As we all know, Mitt Romney's biggest problem in the 2012 Republican primaries is that conservatives don't trust him, given that he used to be a pro-choice moderate who got health coverage for Massachusetts' uninsured. His answer to this problem has been to run frantically to the right, staking out the most extreme position he can on any issue that comes up (his latest is an attack on lazy unemployed people). But the truth is this strategy is going to fail.
What Mitt needs to understand is that voters don't make judgments based on checklists. If a true-blue conservative wants to choose his primary candidate based on ideological affinity, all the screamingly right-wing op-eds in the world won't make a difference. It's a feeling, an identification, a sense that the candidate is "one of us." And Mitt just ain't. He's going to have to find some other way to win them over.
That isn't to say ideology doesn't matter -- Romney will have to convince them that he's conservative enough, passing a threshold of ideological acceptability. But he seems to be trying to prove he's the most conservative, and that won't work. Which is why he really needs Sarah Palin to enter the race.
If Palin gets in, she'll have the crazy vote locked down, and that will take the pressure off Romney. If the only thing that matters to you is finding a candidate who hates liberals as much as you do, the choice will be clear. Voters who care about other things -- like who has a chance to beat Obama, who seems to know what he's talking about, whose jaw is the squarest -- will then be choosing between Mitt and a bunch of other candidates who are not, at this point, looking like a bunch of giants. If the race comes down to Palin vs. Romney, Mitt will be in great shape, because Palin has a relatively low ceiling of support even within the party, and chances are she'll be running a Keystone Kops campaign more notable for its entertainment value than for its ability to accumulate delegates.

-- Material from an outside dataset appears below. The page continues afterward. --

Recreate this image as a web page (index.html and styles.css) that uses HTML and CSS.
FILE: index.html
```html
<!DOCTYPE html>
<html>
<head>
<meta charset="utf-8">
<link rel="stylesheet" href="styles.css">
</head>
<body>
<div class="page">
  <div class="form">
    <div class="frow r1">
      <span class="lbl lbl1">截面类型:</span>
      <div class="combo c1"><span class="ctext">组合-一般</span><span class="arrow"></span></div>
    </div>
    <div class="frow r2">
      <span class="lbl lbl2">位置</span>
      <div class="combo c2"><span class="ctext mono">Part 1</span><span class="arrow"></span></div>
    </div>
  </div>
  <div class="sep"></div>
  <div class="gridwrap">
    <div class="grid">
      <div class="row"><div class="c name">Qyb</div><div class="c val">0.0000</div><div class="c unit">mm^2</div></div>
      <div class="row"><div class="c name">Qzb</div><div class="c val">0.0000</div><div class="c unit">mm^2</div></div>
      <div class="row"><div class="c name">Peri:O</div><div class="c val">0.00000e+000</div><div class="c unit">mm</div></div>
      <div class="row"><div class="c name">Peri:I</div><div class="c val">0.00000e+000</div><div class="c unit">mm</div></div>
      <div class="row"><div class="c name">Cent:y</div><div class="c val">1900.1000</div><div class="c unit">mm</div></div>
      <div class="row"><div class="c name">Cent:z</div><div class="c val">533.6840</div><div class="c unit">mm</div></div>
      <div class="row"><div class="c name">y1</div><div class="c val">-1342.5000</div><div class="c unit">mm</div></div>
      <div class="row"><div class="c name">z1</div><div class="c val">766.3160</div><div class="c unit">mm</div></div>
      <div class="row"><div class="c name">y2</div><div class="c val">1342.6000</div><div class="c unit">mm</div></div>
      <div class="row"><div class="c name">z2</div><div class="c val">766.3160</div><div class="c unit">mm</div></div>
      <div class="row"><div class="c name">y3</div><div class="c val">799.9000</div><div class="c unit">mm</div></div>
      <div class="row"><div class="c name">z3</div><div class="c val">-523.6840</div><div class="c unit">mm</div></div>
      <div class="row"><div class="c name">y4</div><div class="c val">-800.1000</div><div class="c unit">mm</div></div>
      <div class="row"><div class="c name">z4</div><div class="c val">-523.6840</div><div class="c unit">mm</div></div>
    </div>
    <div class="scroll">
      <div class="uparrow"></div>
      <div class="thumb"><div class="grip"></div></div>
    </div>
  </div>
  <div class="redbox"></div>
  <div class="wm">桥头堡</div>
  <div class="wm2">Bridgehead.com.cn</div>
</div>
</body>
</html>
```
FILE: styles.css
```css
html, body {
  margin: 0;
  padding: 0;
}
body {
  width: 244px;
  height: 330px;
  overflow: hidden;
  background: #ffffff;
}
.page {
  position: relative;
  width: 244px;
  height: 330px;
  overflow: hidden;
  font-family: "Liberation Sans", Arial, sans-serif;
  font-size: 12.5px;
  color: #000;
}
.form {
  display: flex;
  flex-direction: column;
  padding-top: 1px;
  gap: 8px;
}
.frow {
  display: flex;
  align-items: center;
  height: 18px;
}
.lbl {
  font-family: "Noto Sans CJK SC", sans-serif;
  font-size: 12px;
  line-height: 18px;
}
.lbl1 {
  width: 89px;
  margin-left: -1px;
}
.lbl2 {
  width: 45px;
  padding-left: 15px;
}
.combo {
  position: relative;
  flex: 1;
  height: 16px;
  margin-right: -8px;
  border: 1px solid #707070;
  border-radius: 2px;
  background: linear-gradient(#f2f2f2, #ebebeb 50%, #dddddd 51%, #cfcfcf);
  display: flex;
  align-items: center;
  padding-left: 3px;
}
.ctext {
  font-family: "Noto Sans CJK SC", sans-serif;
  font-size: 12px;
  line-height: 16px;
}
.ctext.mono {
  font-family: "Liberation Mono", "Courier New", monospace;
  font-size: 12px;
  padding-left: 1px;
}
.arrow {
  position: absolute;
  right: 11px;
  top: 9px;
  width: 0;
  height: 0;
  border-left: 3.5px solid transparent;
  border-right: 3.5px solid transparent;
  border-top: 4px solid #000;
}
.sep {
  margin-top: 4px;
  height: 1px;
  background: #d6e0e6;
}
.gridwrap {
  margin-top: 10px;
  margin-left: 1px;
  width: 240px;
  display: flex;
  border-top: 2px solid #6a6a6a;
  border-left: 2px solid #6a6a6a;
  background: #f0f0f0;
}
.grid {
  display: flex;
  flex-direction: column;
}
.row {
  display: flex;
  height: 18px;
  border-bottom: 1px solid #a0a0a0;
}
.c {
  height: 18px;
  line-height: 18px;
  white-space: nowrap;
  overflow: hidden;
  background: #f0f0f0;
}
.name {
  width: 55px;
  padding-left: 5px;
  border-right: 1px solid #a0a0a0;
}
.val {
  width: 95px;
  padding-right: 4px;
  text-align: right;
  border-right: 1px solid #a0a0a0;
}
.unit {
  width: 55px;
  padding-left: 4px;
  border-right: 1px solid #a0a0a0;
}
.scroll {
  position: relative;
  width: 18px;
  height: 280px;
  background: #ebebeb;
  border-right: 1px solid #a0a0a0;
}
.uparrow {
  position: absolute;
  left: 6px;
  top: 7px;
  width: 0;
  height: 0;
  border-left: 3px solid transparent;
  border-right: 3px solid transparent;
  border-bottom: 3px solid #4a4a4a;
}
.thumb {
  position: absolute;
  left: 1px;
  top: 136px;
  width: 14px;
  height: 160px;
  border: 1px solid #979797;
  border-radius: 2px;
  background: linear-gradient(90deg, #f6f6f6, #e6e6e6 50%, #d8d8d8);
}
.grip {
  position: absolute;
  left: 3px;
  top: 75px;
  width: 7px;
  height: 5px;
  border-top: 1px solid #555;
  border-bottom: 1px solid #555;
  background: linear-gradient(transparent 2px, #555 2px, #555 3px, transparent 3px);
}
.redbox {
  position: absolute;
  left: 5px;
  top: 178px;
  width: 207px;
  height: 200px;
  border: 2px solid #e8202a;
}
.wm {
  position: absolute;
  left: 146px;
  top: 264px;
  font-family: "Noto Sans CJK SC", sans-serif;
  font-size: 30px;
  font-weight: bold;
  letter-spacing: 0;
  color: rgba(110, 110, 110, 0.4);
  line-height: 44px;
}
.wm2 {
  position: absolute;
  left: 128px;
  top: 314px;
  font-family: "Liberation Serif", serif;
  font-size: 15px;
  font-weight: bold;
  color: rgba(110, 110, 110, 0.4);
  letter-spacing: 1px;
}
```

Whether progressives would rather have Romney be the nominee over someone else is a difficult question. He's probably the one with the best chance to beat Obama, but he may also be the one most likely to govern sanely, should he actually win. This is a question a lot of progressives I know are now asking themselves with regard to Palin -- should you want her to be the GOP nominee, given the small chance that she'd win, set against the likelihood that if by some turn of events she did, within a few months America would become a post-apocalyptic hellscape where survival depends on forging an alliance with the cannibal gangs to overcome the zombie horde?
In either case, there's no easy answer. But it's not something we'll be deciding anyway.